There is no fixed limit. Scripture shows people waiting for decades — Abraham for twenty-five years, Moses for forty in Midian, David from anointing to throne. The wrong question is 'how long is too long?' The right question is 'am I being faithful with what is in front of me right now?' Waiting on God is active, not passive: if there are clearly obedient steps you can take today, take them and let God redirect from there.
What if I waited and missed the opportunity?
If it was genuinely God's opportunity, you did not miss it — His sovereignty is bigger than your timing. If it was not, He spared you. Either way, He is not a God who punishes honest believers with permanent loss for waiting too long while seeking Him. Romans 8:28 still applies. Stop catastrophizing the past and refocus on the next faithful step.
Is God really making me wait, or am I just being passive?
Worth examining honestly. Biblical waiting keeps doing the next obedient thing — serving where you are, stewarding what you have, growing in character. Passivity stops moving and calls it spiritual. If you cannot point to ways you are actively being faithful in this season, you may be using 'waiting on God' as cover for paralysis. Move forward in obedience while you wait for clarity.
Should I ever stop praying about the same thing?
Generally no. Jesus' parable of the persistent widow (Luke 18:1-8) was specifically taught so that people 'ought always to pray, and not to faint.' Persistence in prayer is not nagging God — it is faith. The only time to stop asking is if God has clearly answered (yes, no, or 'this instead') through Scripture, providence, or godly counsel.
How do I know the difference between waiting on God and procrastinating?

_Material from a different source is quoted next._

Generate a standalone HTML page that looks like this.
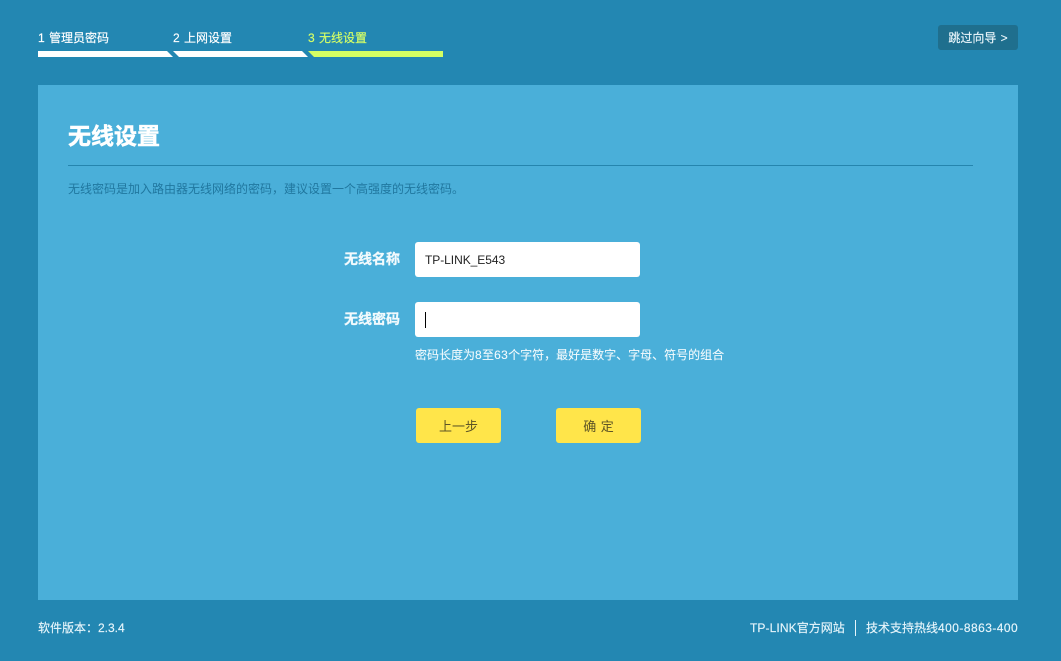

Look at the fruit. Waiting on God produces peace, growth, and continued obedience in the meantime. Procrastination produces anxiety, drift, and avoidance dressed up in spiritual language. If your 'waiting' has stopped you from doing things you already know God wants you to do, that is procrastination. If you are actively faithful and only waiting on a specific direction, that is biblical waiting.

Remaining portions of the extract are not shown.